Stats Final Flashcards
Parsimonious
Having a select amount of parameters; not including certain types of data
What is multiple regression (compared to bivariate regression)? What is the purpose of the analysis?
There are at least two predictors in multiple regression and only one in bivariate regression. The purpose is to develop a predictive model based on correlations between variables.
What does R^2 measure? Identify another name for it.
Percentage of variance explained by the IVs combined; Multiple correlation coefficient; indicates the correlation between the actual and expected values of the DV.
In SPSS output, how does a B weight differ from a beta weight? How are they used?
B weights are the slope weights used to calculate the value of the DV; beta weights are the standardized B weights that are used to indicate the strength of the predictors.
What is the error or residual in regression analysis?
The amount of variability in the outcome variable (DV) that is not explained by the predictors (IVs).
What is the equation of the regression line used to predict values of the outcome (criterion) variable?
Y-prime = a + bX
Name two reasons it’s preferable to conduct an ANOVA rather than multiple t-tests?
Number of comparisons
Missing info
Need one answer, not several
Inflated Type I error rate
A mean square is the same as what type of statistic?
Variance
How is the variance partitioned in ANOVA?
Between and within groups
What is another word for groups in statistics-speak?
Levels
Why Conduct Correlational Research? (4)
Ethical reasons
Financial reasons
Nature of the question
Can’t form an experimental group
A researcher rejects the null hypothesis for a one-way groups ANOVA, where k = 4. What is the next step in the analysis?
Post-hoc test
What is covariance?
the sum of the products of the deviations between the two sets of scores, divided by the number of pairs of scores.
∑(X – X-bar)(Y-Y-bar)/ n
Assumptions of Linear Correlation (3)
- Linearity: The data are best described by a straight line
- Normality: Data points are normally distributed.
- Homoscedasticity: Equal variance of data points along the line. In the case of heteroscedasticity, the Pearson r will underestimate the strength of a correlation.
What does the correlation coefficient help us do?
predict the value of one variable if we know the value of another. Goal is to develop a formula for making predictions about the DV based on observed values of the IV.
Simple bivariate regression
One predictor, one outcome (e.g., predicting salary from education).
Difference between correlation and regression?
Correlation focuses on degree of “scatter”; regression focuses on the slope of the line.
Error equals?
Y-Y’
The error of prediction is the difference between the actual and predicted values of Y. This difference is also known as the residual.
Sources of error (3)
- Measurement: Very few variables can be measured with perfect accuracy
- Sampling – the sample will never be exactly like the population
- Uncontrolled variation – uncontrolled variables may “disturb” the relationship between the IV and DV
What is multiple regression?
combining multiple IVs (predictors) to calculate what the DV should be.
The omnibus F
Overall test of the significance of the model.
B weights
unstandardized regression coefficients, represent the slope weight for each variable in the model and used to create the regression equation.
Beta weights
Standardized regression coefficient.

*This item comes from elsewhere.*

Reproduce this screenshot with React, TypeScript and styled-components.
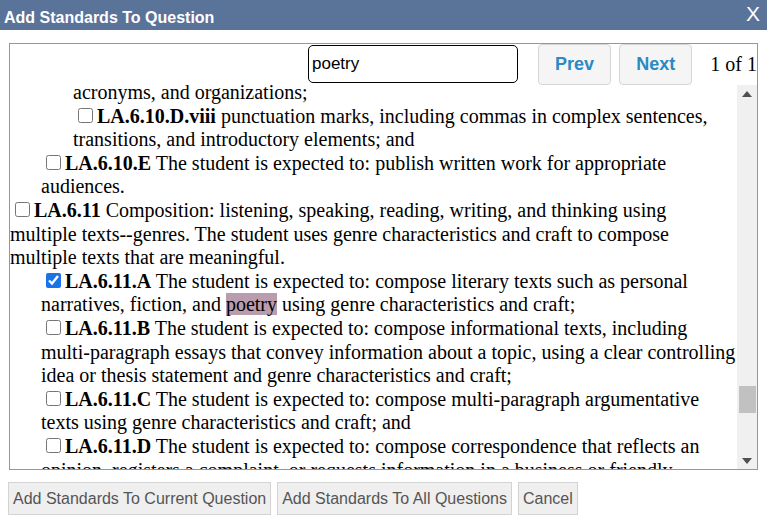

They’re based on z scores with a mean of 0 and standard deviation of 1
Multicollinearity
indicates that there are correlations between the predictor variables (IVs). We want them to be somewhat correlated, but if they’re too highly correlated there’s a problem
Where on the SPSS output would you find how much variance in our DV is explained by all of our IVs?
R Square
which intercept is the constant variable?
Y-intercept
What does Levene’s Test tell us?
Whether we have homogeneity or heterogeneity of variance.
What extra step do we take in calculating the estimated standard error of the difference between means?
Pooled variance estimate. Because we are dealing with two samples from two different populations, we need to combine their variances to get one value for the denominator of the t-test.
Identify the ways in which we can get dependent or paired samples?
Pre-post or matched pairs
What is making the means of different groups vary? (3)
Individual differences
Experimental error
The IV
The most basic type of ANOVA is called the one-way between groups design. Why?
Because we only have one IV (one-way) and we have separate, independent groups.
ANOVA assumptions (3)
Independence: there is no relationship between the observations (scores) in the different groups and between the observations in the same group.
Normality: the data are normally distributed. Can be checked by looking at skewness and kurtosis data.
Equality of Variance: Can be checked by asking for the homogeneity of variance option in SPSS.
What test would you use for an experiment with 3 groups of individual scores?
1-way ANOVA
The F Ratio
Variance between groups / variance within groups or..
F = inherent variance + treatment effect
inherent variance
Within-Groups Variance
The sample variance for any group is used as an estimate of the inherent variance in that specific population.
Post-Hoc Tests
Helps us find out what groups have a statistically significant difference
Two-way (Factorial) ANOVA
has two independent variables.
Why would it be a paired vs independent t-test?
Paired-samples t tests compare scores on two different variables but for the same group of cases; independent-samples t tests compare scores on the same variable but for two different groups of cases.
What is residual?
The difference between predicted values of y (dependent variable) and observed values of y
Coeffienct of determination (how to find it, what it means)
The coefficient of determination (R²) measures how well a statistical model predicts an outcome.
Assumptions of parametric tests (2)
- Normal distribution
- Homogeneity of Variance
what influences power? (3)
- difference between group means
- inherent variability
- sample size
what is a z-test?
statistical test to determine whether two population means are different when the variances are known and the sample size is large.
what is a multiple regression test?
statistical technique that can be used to analyze the relationship between a single dependent variable and several independent variables
keyword: PREDICT
what is a chi square test?
to compare observed results with expected results. The purpose of this test is to determine if a difference between observed data and expected data is due to chance, or if it is due to a relationship between the variables you are studying.
what is a t-test?
used to compare the means of two groups